# How Big a Generator?



## photoatdv (Feb 13, 2009)

Okay so we are trying to figure out how big (power wise) of a generator we need for an outdoor charity event. The event is about 2 months away, but we need to spec the genny now. Unfortunately, the genny will be powering all of the staging as well as regular power needs for concessions, radios, tvs, ect. We also don't have the final specs for the staging and won't for at least a month. From the specs I have we will have 5-10kW of MLs, a sound system for a large outdoor event, and some video from a projector. The 'other' not technical stuff will probably need 10kW to be safe.

How big of a generator do we need?

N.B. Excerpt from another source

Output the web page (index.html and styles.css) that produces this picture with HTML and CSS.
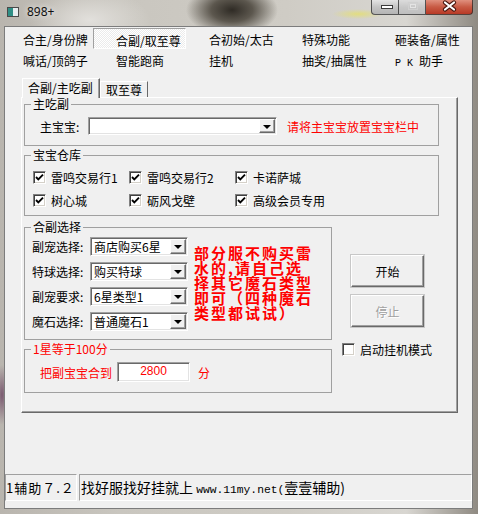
FILE: index.html
```html
<!DOCTYPE html>
<html lang="zh-CN">
<head>
  <meta charset="UTF-8">
  <title>898+</title>
  <link rel="stylesheet" href="styles.css">
</head>
<body>
  <div class="titlebar">
    <div class="title"><span class="app-icon"></span>898+</div>
    <div class="caption">
      <span class="cap min"><svg width="28" height="14"><rect x="9.5" y="5.5" width="11" height="3" fill="#fff" stroke="#3a3a3a"/></svg></span>
      <span class="cap max"><svg width="27" height="14"><rect x="9.5" y="2.5" width="9" height="7" fill="none" stroke="#d0d0d0"/><rect x="11.5" y="4.5" width="5" height="3" fill="none" stroke="#e4e4e4"/></svg></span>
      <span class="cap close"><svg width="47" height="14"><path d="M19 2.5 L28 9.5 M28 2.5 L19 9.5" stroke="#4a1810" stroke-width="4.2" stroke-linecap="round"/><path d="M19 2.5 L28 9.5 M28 2.5 L19 9.5" stroke="#fff" stroke-width="2.2" stroke-linecap="round"/></svg></span>
    </div>
  </div>

  <div class="client">
    <div class="menu-tabs">
      <span>合主/身份牌</span>
      <span class="on">合副/取至尊</span>
      <span>合初始/太古</span>
      <span>特殊功能</span>
      <span>砸装备/属性</span>
      <span>喊话/顶鸽子</span>
      <span>智能跑商</span>
      <span>挂机</span>
      <span>抽奖/抽属性</span>
      <span><i class="mono">P K </i>助手</span>
    </div>

    <div class="sub-tabs">
      <span class="stab active">合副/主吃副</span>
      <span class="stab">取至尊</span>
    </div>

    <div class="page">
      <fieldset class="grp wide g-main">
        <legend>主吃副</legend>
        <div class="grp-body row">
          <span class="lbl-main">主宝宝:</span>
          <div class="combo combo-main"><span class="val"></span><span class="drop"><i></i></span></div>
          <span class="red hint">请将主宝宝放置宝宝栏中</span>
        </div>
      </fieldset>

      <fieldset class="grp wide g-store">
        <legend>宝宝仓库</legend>
        <div class="grp-body checks">
          <label class="chk"><span class="box on"></span>雷鸣交易行1</label>
          <label class="chk"><span class="box on"></span>雷鸣交易行2</label>
          <label class="chk"><span class="box on"></span>卡诺萨城</label>
          <label class="chk"><span class="box on"></span>树心城</label>
          <label class="chk"><span class="box on"></span>砺风戈壁</label>
          <label class="chk"><span class="box on"></span>高级会员专用</label>
        </div>
      </fieldset>

      <div class="lower">
        <div class="left-col">
          <fieldset class="grp narrow g-pick">
            <legend>合副选择</legend>
            <div class="grp-body pick">
              <div class="pick-grid">
                <span>副宠选择:</span>
                <div class="combo"><span class="val">商店购买6星</span><span class="drop"><i></i></span></div>
                <span>特球选择:</span>
                <div class="combo"><span class="val">购买特球</span><span class="drop"><i></i></span></div>
                <span>副宠要求:</span>
                <div class="combo"><span class="val">6星类型1</span><span class="drop"><i></i></span></div>
                <span>魔石选择:</span>
                <div class="combo"><span class="val">普通魔石1</span><span class="drop"><i></i></span></div>
              </div>
              <div class="note">部分服不购买雷<br>水的,请自己选<br>择其它魔石类型<br>即可（四种魔石<br>类型都试试）</div>
            </div>
          </fieldset>

          <fieldset class="grp narrow g-score">
            <legend class="red">1星等于100分</legend>
            <div class="grp-body row red">
              <span>把副宝宝合到</span>
              <span class="edit">2800</span>
              <span class="unit">分</span>
            </div>
          </fieldset>
        </div>

        <div class="right-col">
          <button class="btn">开始</button>
          <button class="btn off">停止</button>
          <label class="chk idle"><span class="box"></span>启动挂机模式</label>
        </div>
      </div>
    </div>

    <div class="statusbar">
      <span class="panel p-ver">1辅助７.２</span>
      <span class="panel p-msg">找好服找好挂就上 <i class="url">www.11my.net(</i>壹壹辅助)</span>
    </div>
  </div>
</body>
</html>
```

FILE: styles.css
```css
* { box-sizing: border-box; }
html, body { margin: 0; }
body {
  width: 478px; height: 514px; overflow: hidden;
  display: flex; flex-direction: column;
  font-family: "Noto Sans CJK SC", "Noto Sans", sans-serif; font-size: 12px; color: #000;
  background:
    radial-gradient(ellipse 46px 26px at 232px 10px, #2f2b25 0, #5c574e 45%, rgba(110,104,94,0) 100%),
    radial-gradient(ellipse 26px 5px at 358px 14px, #e2dd80 0, rgba(226,221,128,0) 100%),
    radial-gradient(ellipse 8px 30px at 2px 395px, #7a5a70, rgba(122,90,112,0)),
    radial-gradient(ellipse 60px 30px at 90px 20px, #e2e0dc, rgba(226,224,220,0)),
    linear-gradient(90deg, #b9b5ae 0, #c9c6bf 25%, #cfccc5 60%, #d8d6d1 85%, #8f8a82 100%);
}
i { font-style: normal; }

.titlebar { height: 26px; flex: none; display: flex; justify-content: space-between; align-items: flex-start; padding: 0 5px 0 7px; }
.title { height: 22px; display: flex; align-items: center; gap: 8px; font-family: "Noto Sans", sans-serif; font-size: 12px; color: #111; text-shadow: 0 0 6px #fff; }
.app-icon { width: 12px; height: 10px; margin-top: 2px; border: 1px solid #4a4a4a; background: linear-gradient(90deg, #2f8f86 0 55%, #e8eef0 55%); }
.caption { display: flex; }
.cap { height: 15px; display: block; border: 1px solid rgba(40,40,40,.75); border-top: 0; }
.cap svg { display: block; }
.min { width: 28px; border-radius: 0 0 0 4px; background: linear-gradient(#e4e4e4, #c4c4c4 50%, #b4b4b4); }
.max { width: 27px; border-left: 0; background: linear-gradient(#dcdcdc, #c8c8c8 50%, #bebebe); }
.close { width: 47px; border-left: 0; border-radius: 0 0 4px 0; background: linear-gradient(#e0907e, #c85a44 50%, #b83a26); }

.client { flex: 1; margin: 0 5px 5px 4px; background: #f0f0f0; border: 1px solid #7c7c7c; display: flex; flex-direction: column; }

.menu-tabs { display: grid; grid-template-columns: repeat(5, 93px); grid-auto-rows: 21px; margin: 1px 0 0 -5px; }
.menu-tabs span { padding: 2px 0 0 23px; line-height: 19px; white-space: nowrap; }
.menu-tabs .on { padding: 2px 0 0 22px; border: 1px solid; border-color: #a0a0a0 #fff #fff #a0a0a0; background: repeating-conic-gradient(#fff 0 25%, #ebebeb 0 50%) 0 0 / 2px 2px; }
.mono { font-family: "Liberation Mono", monospace; font-size: 10px; }

.sub-tabs { display: flex; align-items: flex-start; height: 20px; margin: 8px 0 0 16px; position: relative; z-index: 1; }
.stab { height: 16px; margin-top: 3px; padding: 0 5px; line-height: 15px; border: 1px solid; border-bottom: 0; border-color: #fff #696969 #696969 #fff; }
.stab.active { height: 20px; margin: 0 0 0 1px; width: 78px; line-height: 18px; background: #f0f0f0; box-shadow: inset -1px 0 0 #a0a0a0; }

.page { width: 437px; height: 316px; margin: -1px 0 0 16px; padding: 0 0 0 2px; border: 1px solid; border-color: #fff #696969 #696969 #fff; box-shadow: inset -1px -1px 0 #a0a0a0; }

.grp { margin: 0; padding: 0; min-width: 0; border: 1px solid #a0a0a0; }
.grp legend { margin-left: 6px; padding: 0 2px; line-height: 14px; font-size: 12px; }
.wide { width: 415px; }
.narrow { width: 308px; }
.g-main { margin-top: -1px; }
.g-store { margin-top: 2px; }
.g-score { margin-top: 2px; }
.red { color: #f00; }

.row { display: flex; align-items: center; }
.g-main .grp-body { padding: 6px 0 10px 15px; }
.lbl-main { width: 48px; }
.hint { margin-left: 10px; }

.combo { display: flex; height: 19px; padding: 1px; background: #fff; border: 1px solid; border-color: #a0a0a0 #fff #fff #a0a0a0; box-shadow: inset 1px 1px 0 #696969, inset -1px -1px 0 #e3e3e3; }
.combo-main { width: 189px; height: 18px; }
.val { flex: 1; padding-left: 2px; line-height: 15px; white-space: nowrap; overflow: hidden; }
.drop { width: 16px; display: flex; align-items: center; justify-content: center; background: #f0f0f0; border: 1px solid; border-color: #fff #696969 #696969 #fff; box-shadow: inset -1px -1px 0 #a0a0a0; }
.drop i { width: 0; height: 0; margin-top: 1px; border-left: 4px solid transparent; border-right: 4px solid transparent; border-top: 4px solid #000; }

.checks { display: grid; grid-template-columns: 96px 106px 1fr; grid-auto-rows: 16px; row-gap: 7px; padding: 7px 0 7px 8px; }
.chk { display: flex; align-items: center; gap: 5px; white-space: nowrap; }
.box { width: 13px; height: 13px; flex: none; background: #fff; border: 1px solid; border-color: #808080 #fff #fff #808080; box-shadow: inset 1px 1px 0 #404040, inset -1px -1px 0 #d4d0c8; }
.box.on { background: #fff url("data:image/svg+xml,%3Csvg xmlns='http://www.w3.org/2000/svg' width='11' height='11'%3E%3Cpath d='M2 5 L4.3 7.3 L9 2.6' fill='none' stroke='%23000' stroke-width='1.9'/%3E%3C/svg%3E") center / 11px 11px no-repeat; }

.lower { display: flex; margin-top: 4px; }
.left-col { width: 308px; }
.pick { display: flex; align-items: flex-start; padding: 3px 0 8px 7px; }
.pick-grid { display: grid; grid-template-columns: 58px 98px; grid-auto-rows: 19px; row-gap: 6px; align-items: center; }
.note { margin: 8px 0 0 6px; color: #f00; font-size: 15px; font-weight: bold; line-height: 15px; letter-spacing: 2px; white-space: nowrap; }

.g-score .grp-body { padding: 6px 0 10px 15px; }
.edit { width: 73px; height: 20px; margin-left: 5px; text-align: center; line-height: 17px; font-family: "Liberation Sans", sans-serif; background: #fff; border: 1px solid; border-color: #a0a0a0 #fff #fff #a0a0a0; box-shadow: inset 1px 1px 0 #696969, inset -1px -1px 0 #e3e3e3; }
.unit { margin-left: 8px; }

.right-col { display: flex; flex-direction: column; padding-left: 10px; }
.btn { width: 73px; height: 32px; margin: 35px 0 0 9px; padding: 0; font: 12px "Noto Sans CJK SC", sans-serif; color: #000; background: #f0f0f0; border: 1px solid; border-color: #fff #696969 #696969 #fff; box-shadow: inset -1px -1px 0 #a0a0a0, 0 0 0 1px #c8c8c8; }
.btn.off { margin-top: 8px; color: #a0a0a0; text-shadow: 1px 1px 0 #fff; }
.idle { margin-top: 14px; }

.statusbar { margin-top: auto; height: 34px; display: flex; gap: 2px; }
.panel { height: 27px; line-height: 25px; white-space: nowrap; overflow: hidden; border: 1px solid; border-color: #a0a0a0 #fff #fff #a0a0a0; }
.p-ver { width: 72px; font-size: 13px; letter-spacing: 1px; }
.p-msg { flex: 1; padding-left: 1px; font-size: 14px; }
.url { font-family: "Liberation Mono", monospace; font-size: 11.3px; }
```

Do we need some kind of seperate (intermediate) breaker between the genny and the 'other' stuff so if they put something bad or overload it we don't lose the power to staging?

Note: We will have someone there qualified to do the hookup, so that's not an issue.


----------



## derekleffew (Feb 13, 2009)

Isn't this a question better posed to your generator rental vendor?

See also:
Aggreko: Rental Generators, Heating & Cooling, and Oil-Free Air
Power Generators for Rent, Emergency Generator on Rent, Generator Rentals


----------



## hsaunier (Feb 13, 2009)

Most often 2 seperate genies are used. One for light and the other for audio. Put all the conscession stuff on the light genie. Short of that make sure a very, very, good earth ground has been placed (deep). Many times the audio gear does not like lights operating on the same source, dimmers will make an obvious buzzing.


----------



## photoatdv (Feb 13, 2009)

While I agree that asking the generator supplier would be a good idea, they aren't quite so helpful when we're trying to get them to either donate the use of the equiptment or give us a huge discount. We pretty much have to go in saying this is what we need. I'm trying to figure out how much extra we need (I read in FOH magazine that you want 2x what you think you will need). As I sain in the Sound forums-- we DON'T know what the sound setup will be yet.


----------



## Chris15 (Feb 14, 2009)

Getting a genny that's too big can bite you as it will be idling and probably won't maintain it's frequency as well as it would under load. Expect also that your voltages will be a lil hot.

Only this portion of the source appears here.